[edit]
Preference learning for guiding the tree search in continuous POMDPs
Proceedings of The 7th Conference on Robot Learning, PMLR 229:3929-3948, 2023.
Abstract
A robot operating in a partially observable environment must perform sensing actions to achieve a goal, such as clearing the objects in front of a shelf to better localize a target object at the back, and estimate its shape for grasping. A POMDP is a principled framework for enabling robots to perform such information-gathering actions. Unfortunately, while robot manipulation domains involve high-dimensional and continuous observation and action spaces, most POMDP solvers are limited to discrete spaces. Recently, POMCPOW has been proposed for continuous POMDPs, which handles continuity using sampling and progressive widening. However, for robot manipulation problems involving camera observations and multiple objects, POMCPOW is too slow to be practical. We take inspiration from the recent work in learning to guide task and motion planning to propose a framework that learns to guide POMCPOW from past planning experience.
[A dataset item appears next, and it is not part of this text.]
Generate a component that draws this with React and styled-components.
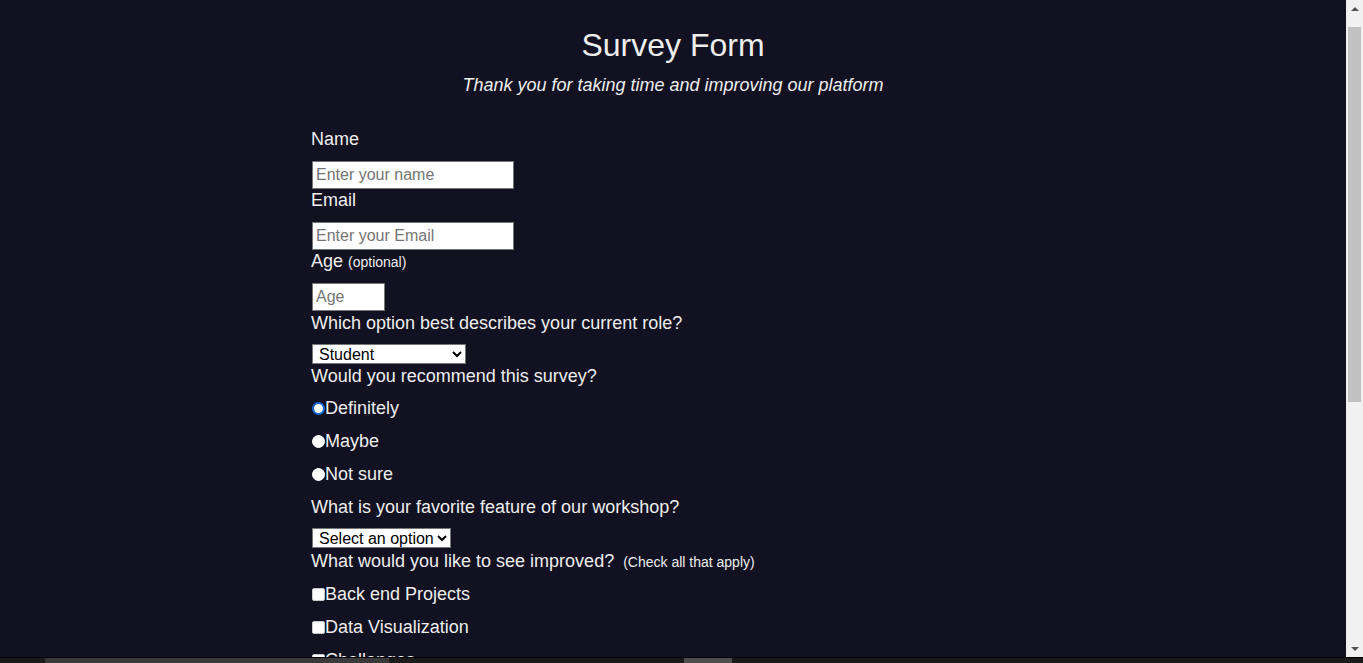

Our method uses preference learning that utilizes both success and failure trajectories, where the preference label is given by the results of the tree search. We demonstrate the efficacy of our framework in several continuous partially observable robotics domains, including real-world manipulation, where our framework explicitly reasons about the uncertainty in off-the-shelf segmentation and pose estimation algorithms.